Entries with page source code
▼
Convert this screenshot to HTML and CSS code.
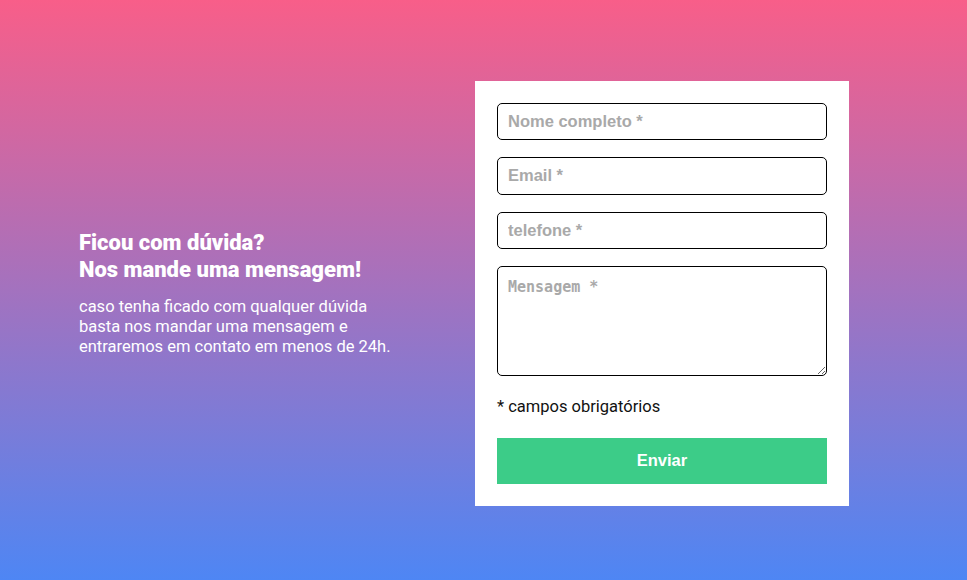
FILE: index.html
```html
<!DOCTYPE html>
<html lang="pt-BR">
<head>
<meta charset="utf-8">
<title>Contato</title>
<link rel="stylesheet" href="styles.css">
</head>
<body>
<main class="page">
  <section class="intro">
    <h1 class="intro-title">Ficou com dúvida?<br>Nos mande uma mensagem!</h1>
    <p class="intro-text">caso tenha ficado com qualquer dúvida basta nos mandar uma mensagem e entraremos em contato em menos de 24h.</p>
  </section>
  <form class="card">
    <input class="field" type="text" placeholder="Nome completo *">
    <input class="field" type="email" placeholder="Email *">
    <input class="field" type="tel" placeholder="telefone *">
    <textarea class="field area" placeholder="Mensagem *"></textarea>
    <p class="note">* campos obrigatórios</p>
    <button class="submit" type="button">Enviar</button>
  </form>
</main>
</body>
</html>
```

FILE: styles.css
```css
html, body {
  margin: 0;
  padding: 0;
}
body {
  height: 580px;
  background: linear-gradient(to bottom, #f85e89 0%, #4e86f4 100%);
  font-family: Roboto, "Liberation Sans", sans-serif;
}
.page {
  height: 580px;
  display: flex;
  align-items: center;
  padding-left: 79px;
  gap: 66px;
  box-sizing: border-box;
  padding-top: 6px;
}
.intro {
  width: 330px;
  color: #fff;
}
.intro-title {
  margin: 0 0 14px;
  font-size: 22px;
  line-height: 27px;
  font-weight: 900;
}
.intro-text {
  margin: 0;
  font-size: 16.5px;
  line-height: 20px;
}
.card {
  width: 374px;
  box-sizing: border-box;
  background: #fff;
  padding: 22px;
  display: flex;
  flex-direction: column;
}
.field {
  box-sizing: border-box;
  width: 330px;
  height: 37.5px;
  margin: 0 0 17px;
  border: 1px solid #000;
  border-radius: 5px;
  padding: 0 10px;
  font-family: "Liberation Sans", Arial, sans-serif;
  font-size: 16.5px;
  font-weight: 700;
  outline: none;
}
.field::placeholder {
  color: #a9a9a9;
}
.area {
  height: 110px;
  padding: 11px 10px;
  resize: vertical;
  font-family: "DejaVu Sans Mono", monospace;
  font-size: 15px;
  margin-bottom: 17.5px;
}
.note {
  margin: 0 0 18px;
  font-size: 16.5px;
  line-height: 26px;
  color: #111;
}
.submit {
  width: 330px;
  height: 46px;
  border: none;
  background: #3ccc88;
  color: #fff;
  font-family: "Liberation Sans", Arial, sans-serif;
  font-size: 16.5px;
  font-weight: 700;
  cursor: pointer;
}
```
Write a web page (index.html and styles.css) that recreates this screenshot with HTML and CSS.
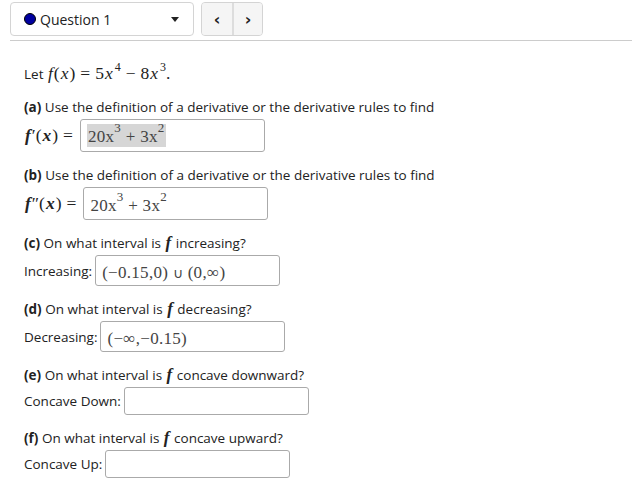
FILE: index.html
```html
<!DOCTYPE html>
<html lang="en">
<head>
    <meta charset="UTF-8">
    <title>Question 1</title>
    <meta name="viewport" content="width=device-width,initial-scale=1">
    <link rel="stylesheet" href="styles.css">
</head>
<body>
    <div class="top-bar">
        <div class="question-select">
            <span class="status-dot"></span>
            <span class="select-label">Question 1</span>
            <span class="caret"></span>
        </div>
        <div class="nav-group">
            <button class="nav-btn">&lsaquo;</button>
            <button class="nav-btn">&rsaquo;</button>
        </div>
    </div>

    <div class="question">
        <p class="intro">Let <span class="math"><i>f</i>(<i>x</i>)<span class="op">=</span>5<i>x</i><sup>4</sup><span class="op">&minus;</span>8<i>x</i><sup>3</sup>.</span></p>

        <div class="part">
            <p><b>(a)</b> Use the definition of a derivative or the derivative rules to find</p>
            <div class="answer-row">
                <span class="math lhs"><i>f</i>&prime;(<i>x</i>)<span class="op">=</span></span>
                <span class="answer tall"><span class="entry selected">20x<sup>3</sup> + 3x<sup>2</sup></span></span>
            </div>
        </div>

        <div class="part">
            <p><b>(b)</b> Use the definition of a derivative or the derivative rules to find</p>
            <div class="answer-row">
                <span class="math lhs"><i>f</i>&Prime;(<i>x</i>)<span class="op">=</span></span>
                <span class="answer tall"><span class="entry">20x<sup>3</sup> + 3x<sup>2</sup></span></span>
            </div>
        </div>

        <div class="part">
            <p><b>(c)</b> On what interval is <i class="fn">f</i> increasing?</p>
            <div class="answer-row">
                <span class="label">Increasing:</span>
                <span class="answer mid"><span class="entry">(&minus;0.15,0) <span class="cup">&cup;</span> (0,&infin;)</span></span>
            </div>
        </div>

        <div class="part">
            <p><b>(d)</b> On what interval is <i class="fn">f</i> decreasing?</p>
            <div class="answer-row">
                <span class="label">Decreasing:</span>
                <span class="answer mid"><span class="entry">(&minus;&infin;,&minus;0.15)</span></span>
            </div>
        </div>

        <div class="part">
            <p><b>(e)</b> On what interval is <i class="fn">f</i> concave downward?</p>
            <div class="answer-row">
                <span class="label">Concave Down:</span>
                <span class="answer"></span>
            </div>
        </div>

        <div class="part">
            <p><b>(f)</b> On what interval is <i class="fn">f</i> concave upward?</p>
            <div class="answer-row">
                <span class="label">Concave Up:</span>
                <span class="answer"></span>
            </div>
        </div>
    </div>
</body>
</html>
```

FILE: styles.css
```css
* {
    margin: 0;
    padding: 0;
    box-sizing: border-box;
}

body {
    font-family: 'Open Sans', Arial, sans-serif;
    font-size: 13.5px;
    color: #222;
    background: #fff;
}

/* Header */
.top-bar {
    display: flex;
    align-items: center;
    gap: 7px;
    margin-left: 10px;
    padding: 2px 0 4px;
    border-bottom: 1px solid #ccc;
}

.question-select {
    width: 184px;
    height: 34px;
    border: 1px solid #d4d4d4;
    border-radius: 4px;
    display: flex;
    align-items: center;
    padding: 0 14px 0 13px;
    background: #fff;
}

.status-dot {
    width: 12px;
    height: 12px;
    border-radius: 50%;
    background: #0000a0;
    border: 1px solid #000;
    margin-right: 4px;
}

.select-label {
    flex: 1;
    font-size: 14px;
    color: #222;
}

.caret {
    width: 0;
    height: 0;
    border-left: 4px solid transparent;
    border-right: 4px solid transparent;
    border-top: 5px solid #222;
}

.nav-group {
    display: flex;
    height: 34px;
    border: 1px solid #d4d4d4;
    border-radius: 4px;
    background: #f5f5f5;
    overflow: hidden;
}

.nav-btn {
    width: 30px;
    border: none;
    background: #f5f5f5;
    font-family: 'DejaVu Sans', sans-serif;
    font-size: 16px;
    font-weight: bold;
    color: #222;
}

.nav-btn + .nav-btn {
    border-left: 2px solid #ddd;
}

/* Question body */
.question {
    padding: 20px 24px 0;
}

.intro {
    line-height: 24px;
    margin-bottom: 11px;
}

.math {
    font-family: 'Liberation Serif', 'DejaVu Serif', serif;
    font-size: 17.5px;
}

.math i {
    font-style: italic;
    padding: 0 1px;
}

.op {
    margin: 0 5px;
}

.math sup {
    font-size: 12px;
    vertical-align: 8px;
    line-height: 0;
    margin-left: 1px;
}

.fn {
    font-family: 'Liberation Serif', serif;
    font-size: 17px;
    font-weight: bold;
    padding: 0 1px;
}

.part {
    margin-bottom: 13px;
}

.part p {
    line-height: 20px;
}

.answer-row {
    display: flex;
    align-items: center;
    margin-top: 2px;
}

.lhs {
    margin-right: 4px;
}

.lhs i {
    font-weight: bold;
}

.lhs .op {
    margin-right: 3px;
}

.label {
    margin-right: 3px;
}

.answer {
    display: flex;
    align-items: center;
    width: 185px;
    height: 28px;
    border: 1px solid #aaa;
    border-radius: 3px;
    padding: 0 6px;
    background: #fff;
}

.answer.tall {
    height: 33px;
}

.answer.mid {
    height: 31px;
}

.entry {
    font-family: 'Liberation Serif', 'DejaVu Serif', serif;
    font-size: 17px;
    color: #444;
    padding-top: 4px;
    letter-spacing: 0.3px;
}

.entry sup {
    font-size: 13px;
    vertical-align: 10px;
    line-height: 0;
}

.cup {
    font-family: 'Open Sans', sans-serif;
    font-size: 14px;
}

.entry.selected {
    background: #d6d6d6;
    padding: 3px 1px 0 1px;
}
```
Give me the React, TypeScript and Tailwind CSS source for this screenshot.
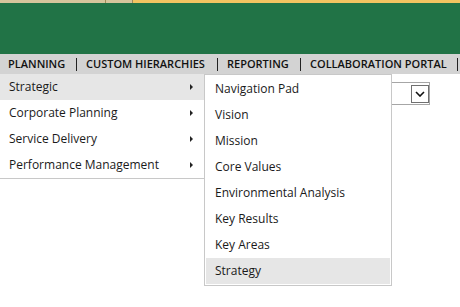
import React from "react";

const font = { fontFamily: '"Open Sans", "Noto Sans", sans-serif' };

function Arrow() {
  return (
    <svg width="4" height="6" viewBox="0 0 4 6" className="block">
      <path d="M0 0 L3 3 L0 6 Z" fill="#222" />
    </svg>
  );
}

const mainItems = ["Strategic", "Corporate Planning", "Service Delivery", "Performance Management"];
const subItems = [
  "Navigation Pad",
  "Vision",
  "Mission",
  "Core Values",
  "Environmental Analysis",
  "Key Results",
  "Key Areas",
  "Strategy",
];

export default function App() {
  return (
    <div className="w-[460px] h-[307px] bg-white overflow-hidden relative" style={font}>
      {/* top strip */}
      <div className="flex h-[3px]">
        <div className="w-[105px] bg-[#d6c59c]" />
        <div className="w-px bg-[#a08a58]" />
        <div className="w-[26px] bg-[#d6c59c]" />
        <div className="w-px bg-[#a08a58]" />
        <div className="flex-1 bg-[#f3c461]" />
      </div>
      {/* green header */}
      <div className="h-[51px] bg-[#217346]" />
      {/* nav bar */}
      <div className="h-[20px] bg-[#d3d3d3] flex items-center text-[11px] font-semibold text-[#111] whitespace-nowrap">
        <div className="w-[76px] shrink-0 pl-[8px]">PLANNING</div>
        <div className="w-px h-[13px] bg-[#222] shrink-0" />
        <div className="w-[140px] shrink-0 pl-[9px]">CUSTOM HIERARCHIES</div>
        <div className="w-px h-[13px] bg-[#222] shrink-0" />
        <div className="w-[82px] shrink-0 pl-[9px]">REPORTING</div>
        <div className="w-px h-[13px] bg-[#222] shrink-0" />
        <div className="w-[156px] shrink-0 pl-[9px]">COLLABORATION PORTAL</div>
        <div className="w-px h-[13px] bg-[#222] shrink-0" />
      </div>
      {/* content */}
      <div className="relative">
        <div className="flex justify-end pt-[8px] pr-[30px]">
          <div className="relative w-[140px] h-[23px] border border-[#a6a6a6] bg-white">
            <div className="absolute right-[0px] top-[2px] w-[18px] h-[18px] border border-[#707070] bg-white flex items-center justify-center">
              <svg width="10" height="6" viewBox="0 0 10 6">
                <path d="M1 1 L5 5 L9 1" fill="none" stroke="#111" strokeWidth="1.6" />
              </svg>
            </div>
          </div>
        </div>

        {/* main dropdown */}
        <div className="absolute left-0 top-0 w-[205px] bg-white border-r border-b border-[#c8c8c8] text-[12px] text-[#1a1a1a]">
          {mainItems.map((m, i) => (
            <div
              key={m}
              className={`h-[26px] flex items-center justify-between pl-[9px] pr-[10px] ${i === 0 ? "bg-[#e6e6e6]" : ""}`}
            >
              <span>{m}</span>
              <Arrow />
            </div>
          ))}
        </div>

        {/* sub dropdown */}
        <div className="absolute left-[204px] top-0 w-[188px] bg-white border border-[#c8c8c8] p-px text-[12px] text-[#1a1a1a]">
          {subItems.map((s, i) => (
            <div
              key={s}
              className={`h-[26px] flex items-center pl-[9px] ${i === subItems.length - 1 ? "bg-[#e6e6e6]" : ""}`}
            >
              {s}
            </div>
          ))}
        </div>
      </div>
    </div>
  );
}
▲
● **OBJECTIVE**
Tally the lines of the listing above that include the word "this". Answer with the number alone.

● **REPLY TO THE EXERCISE**
3